Whichever product used for cats it’s vitally important to check the expiry date because cats have died through people using out of date treatments for fleas and for worms.
Cats have also died through people using dog treatments on their cats.
It would be rare for medication from a vet to be out of date but it can happen, also if buying any medication at all on-line ensure it hasn’t been relabelled and the expiry date hidden.

Kattaddorra signature Ruth

May 30, 2011
Where to apply
by: Kathy N.

it’s the same formula if you use the original formula Advantage; NOT advantix…and, of corse, much much less. Use a little syringe with cc’s or ml’s and, for small cats, .4; for 10#’s and up, approx .6 – the newer products are not interchangable and all topicals are placed high on the shoulders, between and in such a way that the cat (or dog) cannot lick it off. This has always been the way suggested for application of topical flea and tic meds.

May 30, 2011
by: Marr

This stuff is poison & is being applied right into the spine, at the base of the skull! Steep lemon in water & douse on ur animal’s coat & let dry. Great natural remedy for fleas. Get rid of all carpet & grass–havens for fleas. Sprinkle nutritional yeast on their food. Fleas dont like the smell of that coming out their pours. It has a cheesy type flavor & adds B vitamins in a natural, safe way. Put lavender sachets in bedding. (I use Traders Joe’s dryer sachets).

May 30, 2011
by: Michael

Thanks Elisa. I treat flea treatments with caution. Once many years ago, when I wasn’t so well educated about cats, I tried a flea spray. My little girl cat licked it off as she would – a cat is bound to lick of this stuff as it is foreign material on the coat – and she started to foam at the mouth! Horror. I took her to the vet and she was OK but it looked bad.

I think the best way is to keep the home as clean as possible, carpet clean, flea comb our cat regularly (once per day) and if the flea is persistent to use the flea drop on the back of the neck. In other words to minimize chemicals.

But in a multi-cat household a more vigorous approach is probably necessary as you suggest.

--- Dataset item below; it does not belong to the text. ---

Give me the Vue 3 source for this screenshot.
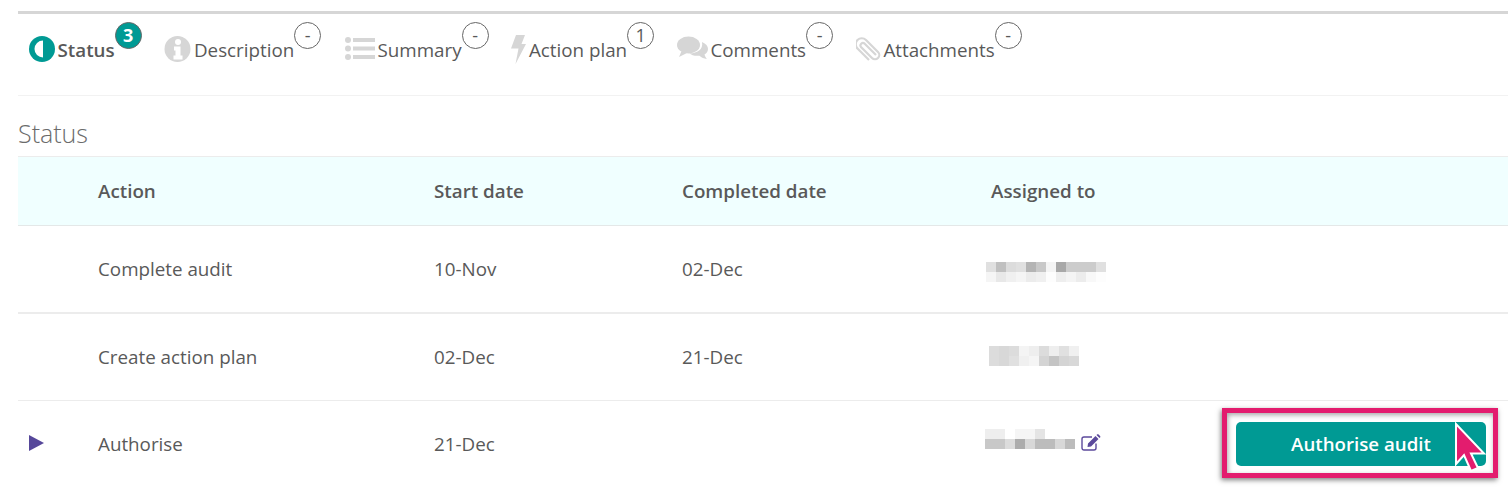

Diatomaceous earth is something I have not tried but the good thing about it is that it is completely safe. It works by cutting the exoskeleton (external skeleton) of the flea. The microscopic granules are sharp but safe to eat as you say. It is used on farms where it is fed to livestock by adding it to their food to kill internal parasites in the gut.

Apparently a good number of people don’t read the instructions and hurt or even kill their cat using flea treatments (see related link that I added). People also use dog flea treatments on cats which poisons the cat – this is an absolute NO as you say.

This visitor was poisoning her cats as far as I could tell on the evidence presented.